**REQUIRED TASK:** Locate the lines where "React" occurs and copy them as they stand.

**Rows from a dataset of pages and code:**
☆ ☆ ☆ ☆ ☆

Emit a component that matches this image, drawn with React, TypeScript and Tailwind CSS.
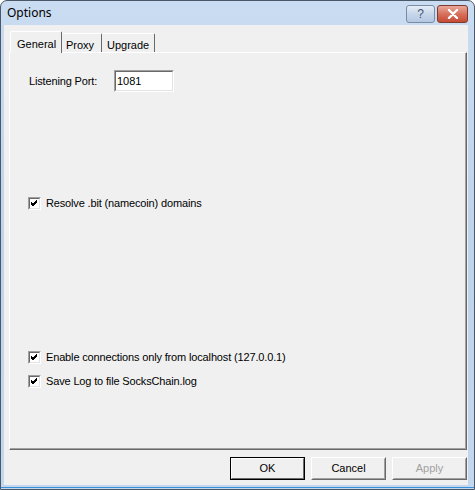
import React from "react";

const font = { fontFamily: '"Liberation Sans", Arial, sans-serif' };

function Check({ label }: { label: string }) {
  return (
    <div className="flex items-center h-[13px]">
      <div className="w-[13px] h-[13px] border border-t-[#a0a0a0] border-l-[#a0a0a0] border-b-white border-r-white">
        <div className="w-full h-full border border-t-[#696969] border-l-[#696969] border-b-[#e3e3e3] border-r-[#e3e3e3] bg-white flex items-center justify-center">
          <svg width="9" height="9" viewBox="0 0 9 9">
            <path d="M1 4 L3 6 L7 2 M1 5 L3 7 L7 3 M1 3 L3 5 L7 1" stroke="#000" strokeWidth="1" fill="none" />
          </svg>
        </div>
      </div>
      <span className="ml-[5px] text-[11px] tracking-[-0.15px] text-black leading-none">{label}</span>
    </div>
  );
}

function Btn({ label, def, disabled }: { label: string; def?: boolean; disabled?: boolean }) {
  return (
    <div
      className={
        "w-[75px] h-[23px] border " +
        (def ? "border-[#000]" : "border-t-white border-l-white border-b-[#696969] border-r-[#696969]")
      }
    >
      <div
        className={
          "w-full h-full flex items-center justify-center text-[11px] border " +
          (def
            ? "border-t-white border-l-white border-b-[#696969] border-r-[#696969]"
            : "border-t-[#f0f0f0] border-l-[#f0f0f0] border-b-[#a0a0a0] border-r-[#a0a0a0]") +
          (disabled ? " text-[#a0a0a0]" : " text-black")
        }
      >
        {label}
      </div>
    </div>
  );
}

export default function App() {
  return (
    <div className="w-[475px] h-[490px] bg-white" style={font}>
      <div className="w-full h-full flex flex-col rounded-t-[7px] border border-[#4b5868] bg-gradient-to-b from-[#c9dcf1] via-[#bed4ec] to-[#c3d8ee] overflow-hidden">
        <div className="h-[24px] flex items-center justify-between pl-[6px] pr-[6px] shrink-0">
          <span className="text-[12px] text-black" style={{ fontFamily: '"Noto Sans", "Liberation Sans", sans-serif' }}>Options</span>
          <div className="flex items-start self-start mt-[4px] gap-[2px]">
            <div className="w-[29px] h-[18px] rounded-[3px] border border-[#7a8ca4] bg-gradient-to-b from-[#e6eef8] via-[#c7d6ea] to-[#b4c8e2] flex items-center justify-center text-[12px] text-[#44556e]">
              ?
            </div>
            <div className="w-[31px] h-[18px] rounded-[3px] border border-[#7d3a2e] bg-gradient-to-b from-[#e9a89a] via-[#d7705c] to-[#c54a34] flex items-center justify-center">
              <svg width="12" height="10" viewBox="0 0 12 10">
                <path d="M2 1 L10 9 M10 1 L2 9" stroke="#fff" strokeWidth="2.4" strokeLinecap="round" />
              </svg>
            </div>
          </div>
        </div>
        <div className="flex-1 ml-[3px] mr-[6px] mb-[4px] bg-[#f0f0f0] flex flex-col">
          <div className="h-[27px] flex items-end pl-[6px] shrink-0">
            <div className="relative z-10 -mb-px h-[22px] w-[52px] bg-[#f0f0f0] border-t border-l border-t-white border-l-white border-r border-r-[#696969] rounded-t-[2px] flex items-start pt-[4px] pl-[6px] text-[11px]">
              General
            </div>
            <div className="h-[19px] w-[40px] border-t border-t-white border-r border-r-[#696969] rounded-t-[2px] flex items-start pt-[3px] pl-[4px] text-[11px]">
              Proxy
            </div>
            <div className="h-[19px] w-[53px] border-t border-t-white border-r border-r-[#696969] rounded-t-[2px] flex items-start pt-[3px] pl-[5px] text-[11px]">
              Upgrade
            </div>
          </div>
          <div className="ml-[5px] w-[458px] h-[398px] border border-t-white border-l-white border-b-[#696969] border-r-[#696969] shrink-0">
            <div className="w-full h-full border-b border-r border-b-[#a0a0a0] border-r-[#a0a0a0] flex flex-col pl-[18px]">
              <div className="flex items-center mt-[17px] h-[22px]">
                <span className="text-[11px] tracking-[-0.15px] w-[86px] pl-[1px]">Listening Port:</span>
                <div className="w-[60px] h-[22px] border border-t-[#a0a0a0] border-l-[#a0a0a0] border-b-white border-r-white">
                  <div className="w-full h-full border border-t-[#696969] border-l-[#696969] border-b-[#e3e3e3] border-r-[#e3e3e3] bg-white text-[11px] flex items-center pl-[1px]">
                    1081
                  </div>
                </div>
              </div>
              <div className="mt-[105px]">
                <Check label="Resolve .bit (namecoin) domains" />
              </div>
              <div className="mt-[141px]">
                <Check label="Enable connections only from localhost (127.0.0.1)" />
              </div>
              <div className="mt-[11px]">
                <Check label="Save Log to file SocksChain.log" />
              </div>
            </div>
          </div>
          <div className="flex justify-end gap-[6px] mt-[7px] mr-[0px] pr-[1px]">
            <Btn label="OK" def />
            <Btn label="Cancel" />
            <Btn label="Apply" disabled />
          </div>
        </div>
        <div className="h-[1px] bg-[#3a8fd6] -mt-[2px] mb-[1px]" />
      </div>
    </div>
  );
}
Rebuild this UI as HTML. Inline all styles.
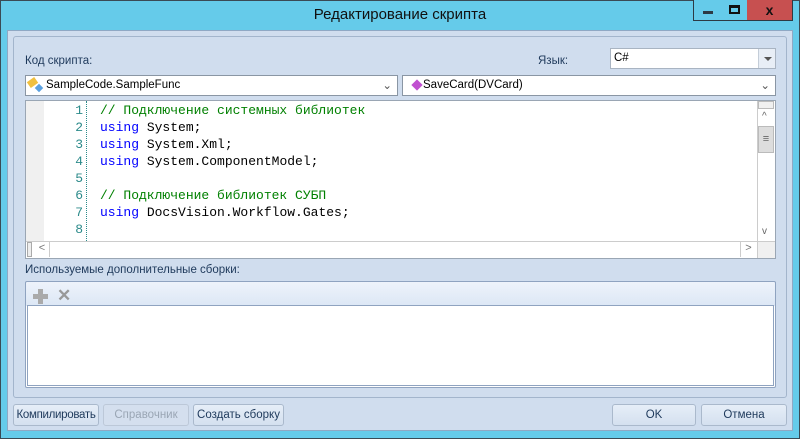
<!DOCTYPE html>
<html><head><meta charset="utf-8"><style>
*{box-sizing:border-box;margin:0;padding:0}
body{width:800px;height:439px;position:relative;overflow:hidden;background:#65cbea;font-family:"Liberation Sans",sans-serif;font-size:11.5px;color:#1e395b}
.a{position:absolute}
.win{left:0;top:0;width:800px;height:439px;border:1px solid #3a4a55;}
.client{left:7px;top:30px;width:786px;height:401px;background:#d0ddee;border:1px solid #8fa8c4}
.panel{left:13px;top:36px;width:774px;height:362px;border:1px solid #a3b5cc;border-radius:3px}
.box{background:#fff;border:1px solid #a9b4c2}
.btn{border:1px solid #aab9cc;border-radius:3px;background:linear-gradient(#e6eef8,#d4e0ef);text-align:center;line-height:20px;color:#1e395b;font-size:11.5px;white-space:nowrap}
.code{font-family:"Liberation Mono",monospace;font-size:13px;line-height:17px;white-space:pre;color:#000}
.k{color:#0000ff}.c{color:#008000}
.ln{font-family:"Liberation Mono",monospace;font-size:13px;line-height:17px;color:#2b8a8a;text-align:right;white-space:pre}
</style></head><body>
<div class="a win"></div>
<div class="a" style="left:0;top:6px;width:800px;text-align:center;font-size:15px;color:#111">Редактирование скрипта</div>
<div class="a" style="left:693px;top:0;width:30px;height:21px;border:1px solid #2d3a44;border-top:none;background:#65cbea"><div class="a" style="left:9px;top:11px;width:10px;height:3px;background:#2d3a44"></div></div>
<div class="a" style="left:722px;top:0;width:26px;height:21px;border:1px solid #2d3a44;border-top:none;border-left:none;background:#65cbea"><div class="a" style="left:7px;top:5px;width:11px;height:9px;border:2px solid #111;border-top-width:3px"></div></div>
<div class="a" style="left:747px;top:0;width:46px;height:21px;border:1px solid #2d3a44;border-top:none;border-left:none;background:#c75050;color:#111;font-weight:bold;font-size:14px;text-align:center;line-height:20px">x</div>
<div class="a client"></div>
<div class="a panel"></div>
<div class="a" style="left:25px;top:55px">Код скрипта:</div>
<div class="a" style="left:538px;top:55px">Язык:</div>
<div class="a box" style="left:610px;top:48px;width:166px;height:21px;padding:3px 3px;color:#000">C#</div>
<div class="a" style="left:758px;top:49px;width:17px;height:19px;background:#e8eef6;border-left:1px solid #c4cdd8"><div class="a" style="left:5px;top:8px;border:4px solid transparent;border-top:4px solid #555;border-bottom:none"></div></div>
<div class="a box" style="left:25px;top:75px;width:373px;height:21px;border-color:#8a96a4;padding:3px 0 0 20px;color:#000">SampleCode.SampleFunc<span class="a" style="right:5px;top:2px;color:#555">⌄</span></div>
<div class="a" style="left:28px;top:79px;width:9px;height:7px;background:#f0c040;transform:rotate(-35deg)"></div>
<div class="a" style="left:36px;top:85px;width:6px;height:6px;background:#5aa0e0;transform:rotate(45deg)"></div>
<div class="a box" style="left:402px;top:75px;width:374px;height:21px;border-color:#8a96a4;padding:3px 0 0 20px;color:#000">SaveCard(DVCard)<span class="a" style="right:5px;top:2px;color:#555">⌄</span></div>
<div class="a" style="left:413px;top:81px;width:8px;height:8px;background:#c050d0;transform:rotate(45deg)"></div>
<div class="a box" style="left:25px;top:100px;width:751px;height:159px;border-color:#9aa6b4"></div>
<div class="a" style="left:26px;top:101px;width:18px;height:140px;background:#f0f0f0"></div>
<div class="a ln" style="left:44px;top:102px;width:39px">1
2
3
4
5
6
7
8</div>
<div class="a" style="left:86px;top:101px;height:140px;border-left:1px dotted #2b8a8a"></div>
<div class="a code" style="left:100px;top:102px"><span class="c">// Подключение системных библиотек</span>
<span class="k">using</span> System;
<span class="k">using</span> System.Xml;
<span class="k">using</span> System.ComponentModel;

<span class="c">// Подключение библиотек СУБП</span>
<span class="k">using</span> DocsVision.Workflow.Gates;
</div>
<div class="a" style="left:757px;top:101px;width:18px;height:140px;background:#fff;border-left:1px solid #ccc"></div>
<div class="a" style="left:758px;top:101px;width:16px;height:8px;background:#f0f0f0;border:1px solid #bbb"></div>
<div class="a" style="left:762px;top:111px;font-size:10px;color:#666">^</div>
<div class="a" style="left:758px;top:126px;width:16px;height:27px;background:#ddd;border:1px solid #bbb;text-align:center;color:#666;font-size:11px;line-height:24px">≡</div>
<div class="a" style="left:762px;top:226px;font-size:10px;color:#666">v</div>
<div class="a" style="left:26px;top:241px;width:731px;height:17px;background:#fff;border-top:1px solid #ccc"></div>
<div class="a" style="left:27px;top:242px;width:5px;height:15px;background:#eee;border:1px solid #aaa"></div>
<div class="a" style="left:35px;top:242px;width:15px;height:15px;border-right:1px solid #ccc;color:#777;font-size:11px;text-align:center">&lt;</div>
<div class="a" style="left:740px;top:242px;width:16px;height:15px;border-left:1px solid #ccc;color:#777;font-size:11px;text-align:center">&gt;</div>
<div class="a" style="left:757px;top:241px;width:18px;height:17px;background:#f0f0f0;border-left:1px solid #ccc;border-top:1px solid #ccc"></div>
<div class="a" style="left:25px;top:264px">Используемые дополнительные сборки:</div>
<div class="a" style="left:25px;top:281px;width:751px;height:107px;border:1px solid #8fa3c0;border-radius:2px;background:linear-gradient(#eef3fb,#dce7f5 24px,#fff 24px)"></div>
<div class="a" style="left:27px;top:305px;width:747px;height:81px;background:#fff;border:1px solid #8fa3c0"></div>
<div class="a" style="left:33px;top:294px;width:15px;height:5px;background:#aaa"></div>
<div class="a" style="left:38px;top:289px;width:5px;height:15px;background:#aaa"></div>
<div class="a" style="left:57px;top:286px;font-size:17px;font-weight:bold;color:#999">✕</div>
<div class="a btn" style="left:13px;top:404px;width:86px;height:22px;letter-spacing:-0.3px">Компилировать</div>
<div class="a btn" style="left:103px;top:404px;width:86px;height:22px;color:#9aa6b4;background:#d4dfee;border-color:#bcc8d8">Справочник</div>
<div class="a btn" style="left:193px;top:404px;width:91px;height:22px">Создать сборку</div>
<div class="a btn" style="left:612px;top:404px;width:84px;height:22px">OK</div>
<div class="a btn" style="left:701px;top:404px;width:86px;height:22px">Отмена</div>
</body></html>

☆ ☆ ☆ ☆ ☆

**FINISHED ANSWER:**
Emit a component that matches this image, drawn with React, TypeScript and Tailwind CSS.
import React from "react";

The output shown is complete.